I'm actually somewhat impressed by this rhetorical slight of hand. You were just vague enough that I assumed good will on your part and tried to interpret your responses as being on topic. And to be honest, I should have caught it sooner. Thanks, I'll add this "obfuscate and then subtly change the subject" to my bag of tricks. I won't use it of course because I try to be intellectually honest, but I'll be able to look out for it better in the future.
The courts have ruled that discriminating against attributes and actions closely associated with a protected class, in this case marrying a member of the same sex, is the same as discriminating against that protected class. It is irrelevant if there happen to be straight men caught up in their objections to same-sex marriage, the purpose of their discrimination is still animus against gay people.
These arguments have long ago been considered and rejected. I mean the long ago struck down sodomy bans didn’t say anything about gay people, they just said men couldn’t engage in sodomy. That didn’t save them.
Sodomy laws were struck down because they were deemed to violate the 14th amendment. Specifically, five justices held that they violated due process, so under that reasoning even if gay people did not exist the law would still have been overturned. One justice argued that they violated equal protection. Certain people trying to hide their justification for sodomy laws, while both obvious and despicable, didn't really factor into the decision as far as I know (maybe they were a side note). It certainly could have, and that would speak once again to motivation, which tends to be important.
One other significant difference is that sodomy laws are essentially gagging speech, while a baker refusing to bake a cake on religious grounds is expressing speech. Overall, a bad example.
It has nothing to do with outcomes, it has to do with the fact that your argument is barely better than ‘Hitler was a vegetarian so vegetarians are evil too’. It’s laugh out loud absurd.
Do vegetarians and Hitler share the dangerous, psychological core belief that the ends justify the means? How about some other seed of fascist ideology? No, they do not to any tangible degree.

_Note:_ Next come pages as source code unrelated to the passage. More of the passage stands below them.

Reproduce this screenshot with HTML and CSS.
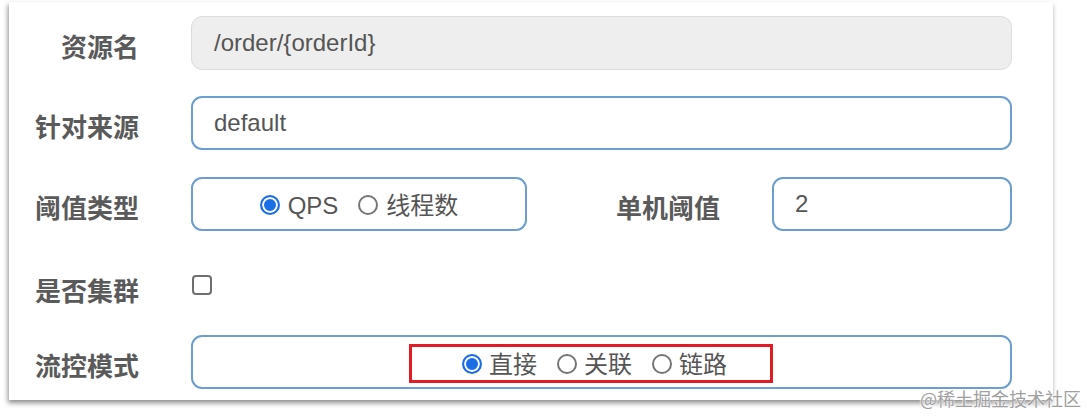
FILE: index.html
```html
<!DOCTYPE html>
<html lang="zh-CN">
<head>
<meta charset="utf-8">
<title>流控规则</title>
<link rel="stylesheet" href="styles.css">
</head>
<body>
<div class="card">
  <div class="form">
    <div class="row">
      <div class="label">资源名</div>
      <div class="field field-disabled"><span class="val">/order/{orderId}</span></div>
    </div>
    <div class="row">
      <div class="label">针对来源</div>
      <div class="field"><span class="val">default</span></div>
    </div>
    <div class="row">
      <div class="label">阈值类型</div>
      <div class="split">
        <div class="field radio-box">
          <span class="opt"><span class="radio on"></span>QPS</span>
          <span class="opt"><span class="radio"></span>线程数</span>
        </div>
        <div class="label label-inline">单机阈值</div>
        <div class="field grow"><span class="val">2</span></div>
      </div>
    </div>
    <div class="row row-check">
      <div class="label">是否集群</div>
      <div class="check-wrap"><span class="checkbox"></span></div>
    </div>
    <div class="row">
      <div class="label">流控模式</div>
      <div class="field radio-box mode-box">
        <span class="highlight">
          <span class="opt"><span class="radio on"></span>直接</span>
          <span class="opt"><span class="radio"></span>关联</span>
          <span class="opt"><span class="radio"></span>链路</span>
        </span>
      </div>
    </div>
  </div>
  <div class="watermark">@稀土掘金技术社区</div>
</div>
</body>
</html>
```

FILE: styles.css
```css
* { box-sizing: border-box; }
html, body { margin: 0; padding: 0; background: #ffffff; }
body {
  font-family: "Liberation Sans", "Noto Sans CJK SC", sans-serif;
  color: #555555;
  width: 1087px;
  height: 417px;
  overflow: hidden;
}
.card {
  position: relative;
  margin: 2px 0 0 9px;
  width: 1044px;
  height: 398px;
  background: #ffffff;
  box-shadow: -1px 3px 5px rgba(0, 0, 0, 0.45);
  padding: 14px 41px 0 24px;
}
.form {
  display: flex;
  flex-direction: column;
  gap: 26px;
}
.row {
  display: flex;
  align-items: center;
  height: 54px;
}
.row:nth-child(3) { margin-top: 1px; }
.label {
  width: 106px;
  flex: none;
  text-align: right;
  margin-right: 52px;
  font-family: "Noto Sans CJK SC", sans-serif;
  font-weight: 700;
  font-size: 26px;
  line-height: 30px;
  color: #5a5a5a;
  padding-top: 6px;
  white-space: nowrap;
}
.field {
  flex: 1;
  height: 54px;
  border: 2px solid #6c9ecf;
  border-radius: 11px;
  display: flex;
  align-items: center;
  padding-left: 21px;
  font-size: 24px;
  color: #555555;
  background: #ffffff;
}
.field-disabled {
  background: #eeeeee;
  border-color: #dddddd;
  border-width: 1px;
  padding-left: 22px;
}
.val { line-height: 28px; }
.split {
  flex: 1;
  display: flex;
  align-items: center;
}
.radio-box {
  flex: none;
  width: 336px;
  justify-content: center;
  padding-left: 0;
  padding-top: 4px;
  gap: 20px;
}
.label-inline {
  width: 106px;
  margin-left: 89px;
  margin-right: 50px;
  text-align: left;
}
.grow { flex: 1; }
.opt {
  display: inline-flex;
  align-items: center;
  gap: 8px;
  font-family: "Liberation Sans", "Noto Sans CJK SC", sans-serif;
  font-size: 24px;
  line-height: 28px;
  color: #555555;
}
.radio {
  display: inline-block;
  width: 20px;
  height: 20px;
  border-radius: 50%;
  border: 2px solid #767676;
  background: #ffffff;
  flex: none;
  margin-top: -2px;
}
.radio.on {
  border-color: #1a6fe6;
  background: #1a6fe6;
  box-shadow: inset 0 0 0 2px #ffffff;
}
.row-check {
  height: 52px;
  padding-top: 8px;
}
.check-wrap { display: flex; align-items: center; }
.checkbox {
  display: inline-block;
  width: 20px;
  height: 20px;
  margin-left: 1px;
  margin-top: -4px;
  border: 2px solid #6e6e6e;
  border-radius: 4px;
  background: #ffffff;
}
.mode-box {
  flex: 1;
  width: auto;
  padding-right: 21px;
  padding-top: 0;
  gap: 0;
}
.highlight {
  display: inline-flex;
  align-items: center;
  gap: 20px;
  border: 3px solid #e01b24;
  height: 39px;
  padding: 4px 43px 0 50px;
  margin-top: 2px;
}
.mode-box .opt { gap: 7px; }
.watermark {
  position: absolute;
  right: -28px;
  bottom: -8px;
  font-family: "Noto Sans CJK SC", sans-serif;
  font-size: 18px;
  line-height: 20px;
  color: #a0a0a0;
  white-space: nowrap;
  text-shadow: 0 0 2px #ffffff, 0 0 2px #ffffff;
}
```
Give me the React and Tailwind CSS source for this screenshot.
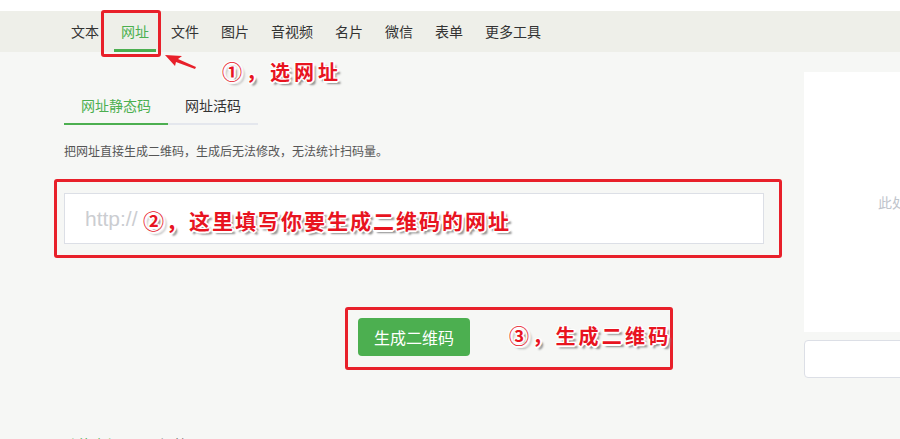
import React from "react";

const navItems = ["文本", "网址", "文件", "图片", "音视频", "名片", "微信", "表单", "更多工具"];

const annot =
  "absolute whitespace-nowrap font-bold text-[#e8141f] [font-family:'Noto_Sans_CJK_SC','Noto_Sans',sans-serif] [text-shadow:1px_1px_0_#fff,-1px_-1px_0_#fff,1px_-1px_0_#fff,-1px_1px_0_#fff,0_2px_0_#fff,2px_0_0_#fff,3px_3px_2px_#8a8a8a]";

export default function App() {
  return (
    <div className="relative w-[900px] h-[439px] overflow-hidden bg-[#f6f7f5] text-[#333] [font-family:'Noto_Sans_CJK_SC','Noto_Sans',sans-serif]">
      <div className="h-[11px] bg-white" />
      <nav className="flex h-[41px] bg-[#eeefe9] pl-[60px]">
        {navItems.map((t) => {
          const active = t === "网址";
          return (
            <div key={t} className="flex h-full px-[4px]">
              <span
                className={
                  "flex h-full items-center px-[7px] pt-[3px] border-b-[3px] text-[14px] " +
                  (active ? "border-[#4caf50] text-[#4caf50]" : "border-transparent text-[#333]")
                }
              >
                {t}
              </span>
            </div>
          );
        })}
      </nav>

      <div className="flex items-start">
        <div className="ml-[64px] w-[700px] shrink-0 pt-[35px]">
          <div className="flex">
            <div className="flex h-[38px] items-center px-[17px] border-b-2 border-[#4caf50] text-[14px] text-[#4caf50]">
              网址静态码
            </div>
            <div className="flex h-[38px] items-center px-[17px] border-b-2 border-[#e4e7ed] text-[14px] text-[#333]">
              网址活码
            </div>
          </div>
          <p className="mt-[17px] text-[12px] leading-[18px] text-[#555]">
            把网址直接生成二维码，生成后无法修改，无法统计扫码量。
          </p>
          <div className="mt-[33px] flex h-[51px] items-center border border-[#dcdfe6] bg-white px-[20px] text-[21px] text-[#cbcdd1] [font-family:'Liberation_Sans',sans-serif]">
            http://
          </div>
          <div className="mt-[74px] flex justify-center">
            <button className="flex h-[38px] w-[112px] items-center justify-center rounded-[4px] bg-[#4caf50] text-[16px] text-white">
              生成二维码
            </button>
          </div>
          <div className="mt-[78px] flex gap-[40px] text-[14px] leading-[20px]">
            <span className="text-[#4caf50]">功能介绍</span>
            <span className="text-[#666]">问答区</span>
          </div>
        </div>

        <div className="ml-[40px] mt-[20px] w-[246px] shrink-0">
          <div className="flex h-[260px] items-center justify-center bg-white text-[14px] text-[#c0c4cc]">
            此处显示二维码
          </div>
          <div className="mt-[8px] h-[38px] rounded-[4px] border border-[#dcdfe6] bg-white" />
        </div>
      </div>

      {/* annotation boxes */}
      <div className="absolute left-[101px] top-[10px] h-[47px] w-[60px] rounded-[3px] border-[3px] border-[#e8202a]" />
      <div className="absolute left-[54px] top-[179px] h-[79px] w-[728px] rounded-[3px] border-[3px] border-[#e8202a]" />
      <div className="absolute left-[345px] top-[307px] h-[63px] w-[328px] rounded-[3px] border-[3px] border-[#e8202a]" />

      {/* arrow */}
      <svg className="absolute left-[160px] top-[50px]" width="42" height="24" viewBox="0 0 42 24">
        <path d="M5 5 L22 6 L18 9 L36 17 L35 19 L16 12 L15 16 Z" fill="#e8202a" />
      </svg>

      <div className={annot + " left-[222px] top-[58px] text-[20px] leading-[28px] tracking-[4px]"}>①，选网址</div>
      <div className={annot + " left-[143px] top-[205px] text-[21px] leading-[30px] tracking-[2px]"}>
        ②，这里填写你要生成二维码的网址
      </div>
      <div className={annot + " left-[509px] top-[322px] text-[20px] leading-[28px] tracking-[3.2px]"}>③，生成二维码</div>
    </div>
  );
}
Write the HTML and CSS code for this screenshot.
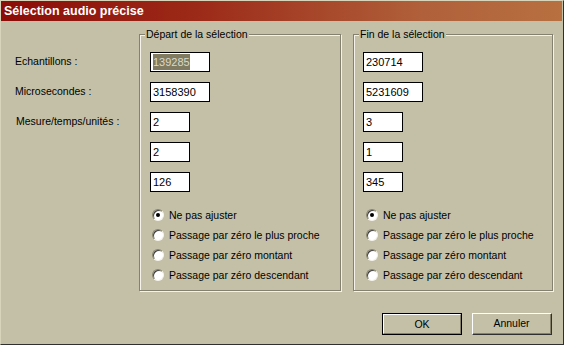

It’s not at all more complicated. SCOTUS (in effect) ruled his freedom overrode the statute that prevented his discrimination against gay people, not that he did not discriminate. That part was basically accepted by all parties.
No, they didn't. They ruled that the lower court didn't follow proper procedure and displayed bias to the extent where they were unable to honestly weigh first amendment concerns. They effectively kicked the issue down the road for a future court to determine.